(Code that builds pages)
>> Begin

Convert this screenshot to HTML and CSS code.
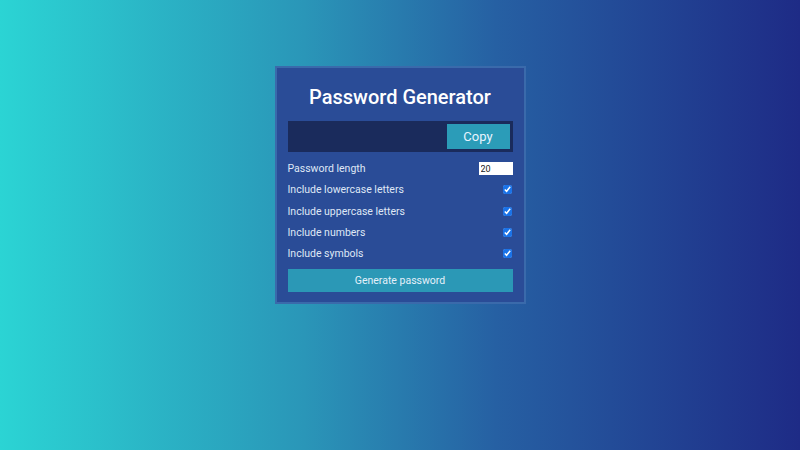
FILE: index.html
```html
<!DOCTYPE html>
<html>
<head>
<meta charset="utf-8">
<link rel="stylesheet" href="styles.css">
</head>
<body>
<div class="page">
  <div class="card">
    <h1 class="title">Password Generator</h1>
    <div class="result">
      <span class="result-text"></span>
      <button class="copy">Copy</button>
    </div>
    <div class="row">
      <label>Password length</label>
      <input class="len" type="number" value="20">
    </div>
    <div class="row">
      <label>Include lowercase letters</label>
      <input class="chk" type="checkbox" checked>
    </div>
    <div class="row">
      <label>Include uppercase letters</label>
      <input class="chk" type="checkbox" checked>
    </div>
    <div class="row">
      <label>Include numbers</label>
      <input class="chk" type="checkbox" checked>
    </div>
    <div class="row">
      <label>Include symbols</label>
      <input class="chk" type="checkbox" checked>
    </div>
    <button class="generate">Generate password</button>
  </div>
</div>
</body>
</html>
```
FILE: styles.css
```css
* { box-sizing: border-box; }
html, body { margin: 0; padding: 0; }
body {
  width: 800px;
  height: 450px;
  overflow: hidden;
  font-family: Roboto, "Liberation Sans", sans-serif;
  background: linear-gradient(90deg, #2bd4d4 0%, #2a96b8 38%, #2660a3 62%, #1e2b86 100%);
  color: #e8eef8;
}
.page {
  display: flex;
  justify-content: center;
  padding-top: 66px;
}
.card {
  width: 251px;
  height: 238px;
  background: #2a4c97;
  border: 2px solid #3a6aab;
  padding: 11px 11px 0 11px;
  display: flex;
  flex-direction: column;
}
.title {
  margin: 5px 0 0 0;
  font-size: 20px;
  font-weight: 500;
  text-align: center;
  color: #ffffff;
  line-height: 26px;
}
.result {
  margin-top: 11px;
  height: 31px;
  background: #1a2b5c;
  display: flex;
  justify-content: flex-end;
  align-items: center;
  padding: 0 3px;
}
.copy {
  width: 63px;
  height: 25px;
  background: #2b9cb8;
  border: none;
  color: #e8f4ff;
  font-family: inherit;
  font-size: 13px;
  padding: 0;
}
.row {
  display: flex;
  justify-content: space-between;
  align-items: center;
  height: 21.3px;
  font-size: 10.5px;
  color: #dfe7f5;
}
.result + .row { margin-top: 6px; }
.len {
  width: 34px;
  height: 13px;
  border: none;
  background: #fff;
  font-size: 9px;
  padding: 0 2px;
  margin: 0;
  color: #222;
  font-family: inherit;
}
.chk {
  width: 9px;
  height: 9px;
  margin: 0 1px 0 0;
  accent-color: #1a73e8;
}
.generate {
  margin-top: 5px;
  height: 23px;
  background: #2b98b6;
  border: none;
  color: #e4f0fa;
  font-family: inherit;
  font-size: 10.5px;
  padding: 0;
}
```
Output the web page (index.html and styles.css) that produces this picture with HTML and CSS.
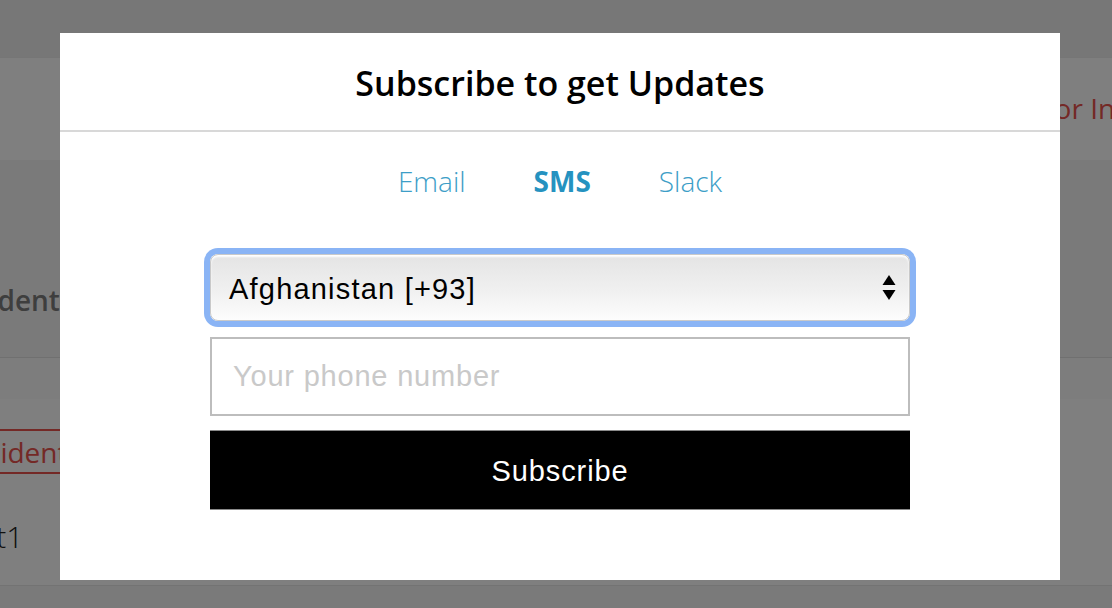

>> End

TASK STATEMENT:
Every record gets retyped exactly; no picture goes into the copy.

WRITTEN ANSWER:
Convert this screenshot to HTML and CSS code.
FILE: index.html
```html
<!DOCTYPE html>
<html>
<head>
<meta charset="utf-8">
<link rel="stylesheet" href="styles.css">
</head>
<body>
<div class="page">
  <div class="card">
    <h1 class="title">Password Generator</h1>
    <div class="result">
      <span class="result-text"></span>
      <button class="copy">Copy</button>
    </div>
    <div class="row">
      <label>Password length</label>
      <input class="len" type="number" value="20">
    </div>
    <div class="row">
      <label>Include lowercase letters</label>
      <input class="chk" type="checkbox" checked>
    </div>
    <div class="row">
      <label>Include uppercase letters</label>
      <input class="chk" type="checkbox" checked>
    </div>
    <div class="row">
      <label>Include numbers</label>
      <input class="chk" type="checkbox" checked>
    </div>
    <div class="row">
      <label>Include symbols</label>
      <input class="chk" type="checkbox" checked>
    </div>
    <button class="generate">Generate password</button>
  </div>
</div>
</body>
</html>
```
FILE: styles.css
```css
* { box-sizing: border-box; }
html, body { margin: 0; padding: 0; }
body {
  width: 800px;
  height: 450px;
  overflow: hidden;
  font-family: Roboto, "Liberation Sans", sans-serif;
  background: linear-gradient(90deg, #2bd4d4 0%, #2a96b8 38%, #2660a3 62%, #1e2b86 100%);
  color: #e8eef8;
}
.page {
  display: flex;
  justify-content: center;
  padding-top: 66px;
}
.card {
  width: 251px;
  height: 238px;
  background: #2a4c97;
  border: 2px solid #3a6aab;
  padding: 11px 11px 0 11px;
  display: flex;
  flex-direction: column;
}
.title {
  margin: 5px 0 0 0;
  font-size: 20px;
  font-weight: 500;
  text-align: center;
  color: #ffffff;
  line-height: 26px;
}
.result {
  margin-top: 11px;
  height: 31px;
  background: #1a2b5c;
  display: flex;
  justify-content: flex-end;
  align-items: center;
  padding: 0 3px;
}
.copy {
  width: 63px;
  height: 25px;
  background: #2b9cb8;
  border: none;
  color: #e8f4ff;
  font-family: inherit;
  font-size: 13px;
  padding: 0;
}
.row {
  display: flex;
  justify-content: space-between;
  align-items: center;
  height: 21.3px;
  font-size: 10.5px;
  color: #dfe7f5;
}
.result + .row { margin-top: 6px; }
.len {
  width: 34px;
  height: 13px;
  border: none;
  background: #fff;
  font-size: 9px;
  padding: 0 2px;
  margin: 0;
  color: #222;
  font-family: inherit;
}
.chk {
  width: 9px;
  height: 9px;
  margin: 0 1px 0 0;
  accent-color: #1a73e8;
}
.generate {
  margin-top: 5px;
  height: 23px;
  background: #2b98b6;
  border: none;
  color: #e4f0fa;
  font-family: inherit;
  font-size: 10.5px;
  padding: 0;
}
```
Output the web page (index.html and styles.css) that produces this picture with HTML and CSS.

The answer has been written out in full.